* Data extract *
┌──

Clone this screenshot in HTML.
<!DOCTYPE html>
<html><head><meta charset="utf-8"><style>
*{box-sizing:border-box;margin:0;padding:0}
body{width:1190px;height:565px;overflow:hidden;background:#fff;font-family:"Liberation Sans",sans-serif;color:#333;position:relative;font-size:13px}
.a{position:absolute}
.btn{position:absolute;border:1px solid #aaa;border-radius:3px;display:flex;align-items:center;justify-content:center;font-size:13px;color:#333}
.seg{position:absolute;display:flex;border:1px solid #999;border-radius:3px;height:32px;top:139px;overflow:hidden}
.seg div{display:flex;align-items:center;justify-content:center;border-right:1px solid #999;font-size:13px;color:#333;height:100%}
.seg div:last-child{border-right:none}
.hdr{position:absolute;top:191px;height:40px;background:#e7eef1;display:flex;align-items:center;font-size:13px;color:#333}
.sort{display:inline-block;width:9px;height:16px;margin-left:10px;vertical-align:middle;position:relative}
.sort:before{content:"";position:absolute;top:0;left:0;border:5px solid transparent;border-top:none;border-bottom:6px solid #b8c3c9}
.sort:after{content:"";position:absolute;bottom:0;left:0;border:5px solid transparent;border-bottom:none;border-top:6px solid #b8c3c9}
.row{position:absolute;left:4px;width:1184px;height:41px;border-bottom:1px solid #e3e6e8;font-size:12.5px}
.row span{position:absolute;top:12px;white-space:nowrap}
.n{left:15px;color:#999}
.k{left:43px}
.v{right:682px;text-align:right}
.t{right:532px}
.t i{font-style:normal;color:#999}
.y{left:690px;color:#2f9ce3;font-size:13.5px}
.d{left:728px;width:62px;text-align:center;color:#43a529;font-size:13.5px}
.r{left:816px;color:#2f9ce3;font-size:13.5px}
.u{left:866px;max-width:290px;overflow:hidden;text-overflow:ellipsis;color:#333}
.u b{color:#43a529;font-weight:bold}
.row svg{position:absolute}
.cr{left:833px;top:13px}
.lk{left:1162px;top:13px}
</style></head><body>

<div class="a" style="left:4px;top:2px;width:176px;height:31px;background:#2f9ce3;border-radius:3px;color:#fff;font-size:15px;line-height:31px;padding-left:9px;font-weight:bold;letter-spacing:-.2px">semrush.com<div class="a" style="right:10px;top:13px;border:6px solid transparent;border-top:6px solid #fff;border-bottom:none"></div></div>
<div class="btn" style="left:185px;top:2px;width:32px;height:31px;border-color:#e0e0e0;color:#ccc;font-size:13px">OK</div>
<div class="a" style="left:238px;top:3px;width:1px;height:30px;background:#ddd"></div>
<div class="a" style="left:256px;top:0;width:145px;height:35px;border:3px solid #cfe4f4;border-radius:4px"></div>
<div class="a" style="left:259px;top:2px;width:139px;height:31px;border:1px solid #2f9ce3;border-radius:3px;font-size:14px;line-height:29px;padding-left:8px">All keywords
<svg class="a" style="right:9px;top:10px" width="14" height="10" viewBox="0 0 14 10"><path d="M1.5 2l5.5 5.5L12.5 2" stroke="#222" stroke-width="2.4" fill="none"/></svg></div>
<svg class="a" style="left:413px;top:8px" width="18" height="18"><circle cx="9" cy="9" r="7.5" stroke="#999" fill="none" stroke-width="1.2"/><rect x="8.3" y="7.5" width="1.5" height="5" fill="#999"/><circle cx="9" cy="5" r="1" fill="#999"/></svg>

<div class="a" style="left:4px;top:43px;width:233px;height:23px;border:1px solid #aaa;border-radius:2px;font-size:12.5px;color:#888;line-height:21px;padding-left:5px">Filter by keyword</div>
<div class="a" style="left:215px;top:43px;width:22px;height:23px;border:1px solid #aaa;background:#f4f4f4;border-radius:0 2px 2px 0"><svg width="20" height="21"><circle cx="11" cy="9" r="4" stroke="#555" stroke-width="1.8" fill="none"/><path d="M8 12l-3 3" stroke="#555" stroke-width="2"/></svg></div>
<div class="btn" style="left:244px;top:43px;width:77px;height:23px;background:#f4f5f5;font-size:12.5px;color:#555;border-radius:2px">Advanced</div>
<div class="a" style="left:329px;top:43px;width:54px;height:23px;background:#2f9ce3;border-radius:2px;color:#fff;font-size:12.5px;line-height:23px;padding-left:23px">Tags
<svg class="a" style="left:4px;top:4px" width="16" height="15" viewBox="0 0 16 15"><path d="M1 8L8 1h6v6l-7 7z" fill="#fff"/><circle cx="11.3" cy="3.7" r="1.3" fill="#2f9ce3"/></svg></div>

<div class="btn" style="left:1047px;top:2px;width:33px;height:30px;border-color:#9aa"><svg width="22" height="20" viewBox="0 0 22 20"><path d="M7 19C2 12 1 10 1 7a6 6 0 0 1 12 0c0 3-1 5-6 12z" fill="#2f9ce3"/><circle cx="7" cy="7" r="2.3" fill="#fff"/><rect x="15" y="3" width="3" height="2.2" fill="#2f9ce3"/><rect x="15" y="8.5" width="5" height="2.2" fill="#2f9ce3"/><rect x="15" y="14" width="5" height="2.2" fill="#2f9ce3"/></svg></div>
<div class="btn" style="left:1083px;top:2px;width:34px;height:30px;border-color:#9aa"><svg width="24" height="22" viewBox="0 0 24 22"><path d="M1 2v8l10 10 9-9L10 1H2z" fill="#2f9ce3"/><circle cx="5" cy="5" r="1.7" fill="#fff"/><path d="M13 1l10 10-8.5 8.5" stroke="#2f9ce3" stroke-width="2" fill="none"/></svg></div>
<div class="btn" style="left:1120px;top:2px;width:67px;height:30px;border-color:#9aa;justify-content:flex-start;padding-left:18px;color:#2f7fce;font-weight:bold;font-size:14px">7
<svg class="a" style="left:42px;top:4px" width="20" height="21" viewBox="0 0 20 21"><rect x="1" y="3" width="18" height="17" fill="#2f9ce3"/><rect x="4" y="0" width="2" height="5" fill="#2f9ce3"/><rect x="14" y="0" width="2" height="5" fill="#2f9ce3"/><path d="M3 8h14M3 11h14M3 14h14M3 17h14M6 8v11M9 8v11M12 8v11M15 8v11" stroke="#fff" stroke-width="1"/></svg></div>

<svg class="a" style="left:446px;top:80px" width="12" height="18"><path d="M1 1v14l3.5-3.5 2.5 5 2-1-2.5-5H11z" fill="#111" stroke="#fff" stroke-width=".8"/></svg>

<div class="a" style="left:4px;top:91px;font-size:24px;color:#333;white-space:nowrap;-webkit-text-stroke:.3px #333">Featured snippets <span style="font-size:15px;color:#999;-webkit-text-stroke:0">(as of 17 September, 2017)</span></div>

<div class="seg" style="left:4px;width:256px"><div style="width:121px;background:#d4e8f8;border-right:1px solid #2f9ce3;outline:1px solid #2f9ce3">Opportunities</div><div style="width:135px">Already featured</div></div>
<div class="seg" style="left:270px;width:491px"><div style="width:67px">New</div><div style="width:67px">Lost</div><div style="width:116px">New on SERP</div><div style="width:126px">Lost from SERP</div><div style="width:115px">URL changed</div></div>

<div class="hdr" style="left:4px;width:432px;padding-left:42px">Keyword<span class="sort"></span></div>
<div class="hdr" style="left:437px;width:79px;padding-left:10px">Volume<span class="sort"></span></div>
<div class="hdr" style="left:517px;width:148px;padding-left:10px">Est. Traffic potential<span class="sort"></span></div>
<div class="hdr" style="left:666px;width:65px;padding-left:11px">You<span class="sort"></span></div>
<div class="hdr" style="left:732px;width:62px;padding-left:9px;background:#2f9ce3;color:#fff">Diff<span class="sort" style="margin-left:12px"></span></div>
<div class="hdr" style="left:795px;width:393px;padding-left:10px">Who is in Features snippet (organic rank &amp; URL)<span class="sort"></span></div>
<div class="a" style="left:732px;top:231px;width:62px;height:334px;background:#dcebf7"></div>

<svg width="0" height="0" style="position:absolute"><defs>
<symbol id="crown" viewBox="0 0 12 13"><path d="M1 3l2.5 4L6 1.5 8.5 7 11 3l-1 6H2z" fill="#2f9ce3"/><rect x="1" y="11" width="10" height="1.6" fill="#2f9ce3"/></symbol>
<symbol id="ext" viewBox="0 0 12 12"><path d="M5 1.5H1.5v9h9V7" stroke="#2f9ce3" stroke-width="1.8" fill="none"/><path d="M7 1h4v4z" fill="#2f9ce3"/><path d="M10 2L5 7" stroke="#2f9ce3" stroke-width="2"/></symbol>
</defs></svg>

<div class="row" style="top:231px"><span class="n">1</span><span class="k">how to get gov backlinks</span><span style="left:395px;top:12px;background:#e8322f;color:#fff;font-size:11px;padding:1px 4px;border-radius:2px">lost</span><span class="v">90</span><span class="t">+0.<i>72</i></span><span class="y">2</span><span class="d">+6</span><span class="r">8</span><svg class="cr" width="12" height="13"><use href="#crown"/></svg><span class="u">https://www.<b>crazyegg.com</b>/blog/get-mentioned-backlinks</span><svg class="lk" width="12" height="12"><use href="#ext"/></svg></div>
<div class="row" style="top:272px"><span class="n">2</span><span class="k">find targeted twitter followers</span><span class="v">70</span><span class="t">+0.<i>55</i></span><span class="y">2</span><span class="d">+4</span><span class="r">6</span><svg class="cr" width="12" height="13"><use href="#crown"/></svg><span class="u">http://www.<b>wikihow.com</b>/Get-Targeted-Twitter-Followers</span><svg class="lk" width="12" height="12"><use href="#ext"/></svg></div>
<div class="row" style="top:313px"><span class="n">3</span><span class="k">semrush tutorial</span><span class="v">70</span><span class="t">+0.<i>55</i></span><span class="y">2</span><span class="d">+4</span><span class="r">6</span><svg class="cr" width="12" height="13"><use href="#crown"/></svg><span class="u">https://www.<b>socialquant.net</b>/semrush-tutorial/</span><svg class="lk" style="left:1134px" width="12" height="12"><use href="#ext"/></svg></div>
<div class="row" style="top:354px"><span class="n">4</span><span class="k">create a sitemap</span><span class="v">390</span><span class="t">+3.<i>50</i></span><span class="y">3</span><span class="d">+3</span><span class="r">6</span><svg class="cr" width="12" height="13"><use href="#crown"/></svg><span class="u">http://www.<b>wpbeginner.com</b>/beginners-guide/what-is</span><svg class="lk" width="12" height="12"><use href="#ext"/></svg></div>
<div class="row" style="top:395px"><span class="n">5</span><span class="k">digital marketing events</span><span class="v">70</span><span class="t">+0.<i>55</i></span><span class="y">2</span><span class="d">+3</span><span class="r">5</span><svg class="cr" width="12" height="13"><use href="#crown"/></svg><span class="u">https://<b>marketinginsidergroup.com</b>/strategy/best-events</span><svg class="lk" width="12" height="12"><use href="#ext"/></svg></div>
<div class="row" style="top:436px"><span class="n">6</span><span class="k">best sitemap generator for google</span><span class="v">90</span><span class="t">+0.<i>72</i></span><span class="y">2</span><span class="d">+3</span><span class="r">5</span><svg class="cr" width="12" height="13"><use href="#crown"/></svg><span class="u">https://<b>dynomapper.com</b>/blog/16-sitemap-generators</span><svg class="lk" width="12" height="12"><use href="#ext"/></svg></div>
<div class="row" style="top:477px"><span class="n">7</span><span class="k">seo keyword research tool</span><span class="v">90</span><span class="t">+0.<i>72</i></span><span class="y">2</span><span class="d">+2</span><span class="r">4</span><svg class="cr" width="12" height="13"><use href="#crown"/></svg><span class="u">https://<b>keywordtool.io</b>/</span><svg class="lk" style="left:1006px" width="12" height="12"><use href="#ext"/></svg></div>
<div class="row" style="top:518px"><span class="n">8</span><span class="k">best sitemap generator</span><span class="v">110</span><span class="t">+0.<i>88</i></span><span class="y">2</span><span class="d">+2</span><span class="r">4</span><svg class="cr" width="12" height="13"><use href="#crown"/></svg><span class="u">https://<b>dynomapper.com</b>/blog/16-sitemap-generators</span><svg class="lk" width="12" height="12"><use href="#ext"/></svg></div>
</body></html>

└──

* Exercise requirements *
Set down each line of the material verbatim, from the first line through the line that contains "</style></head><body>".

* Final answer *
Clone this screenshot in HTML.
<!DOCTYPE html>
<html><head><meta charset="utf-8"><style>
*{box-sizing:border-box;margin:0;padding:0}
body{width:1190px;height:565px;overflow:hidden;background:#fff;font-family:"Liberation Sans",sans-serif;color:#333;position:relative;font-size:13px}
.a{position:absolute}
.btn{position:absolute;border:1px solid #aaa;border-radius:3px;display:flex;align-items:center;justify-content:center;font-size:13px;color:#333}
.seg{position:absolute;display:flex;border:1px solid #999;border-radius:3px;height:32px;top:139px;overflow:hidden}
.seg div{display:flex;align-items:center;justify-content:center;border-right:1px solid #999;font-size:13px;color:#333;height:100%}
.seg div:last-child{border-right:none}
.hdr{position:absolute;top:191px;height:40px;background:#e7eef1;display:flex;align-items:center;font-size:13px;color:#333}
.sort{display:inline-block;width:9px;height:16px;margin-left:10px;vertical-align:middle;position:relative}
.sort:before{content:"";position:absolute;top:0;left:0;border:5px solid transparent;border-top:none;border-bottom:6px solid #b8c3c9}
.sort:after{content:"";position:absolute;bottom:0;left:0;border:5px solid transparent;border-bottom:none;border-top:6px solid #b8c3c9}
.row{position:absolute;left:4px;width:1184px;height:41px;border-bottom:1px solid #e3e6e8;font-size:12.5px}
.row span{position:absolute;top:12px;white-space:nowrap}
.n{left:15px;color:#999}
.k{left:43px}
.v{right:682px;text-align:right}
.t{right:532px}
.t i{font-style:normal;color:#999}
.y{left:690px;color:#2f9ce3;font-size:13.5px}
.d{left:728px;width:62px;text-align:center;color:#43a529;font-size:13.5px}
.r{left:816px;color:#2f9ce3;font-size:13.5px}
.u{left:866px;max-width:290px;overflow:hidden;text-overflow:ellipsis;color:#333}
.u b{color:#43a529;font-weight:bold}
.row svg{position:absolute}
.cr{left:833px;top:13px}
.lk{left:1162px;top:13px}
</style></head><body>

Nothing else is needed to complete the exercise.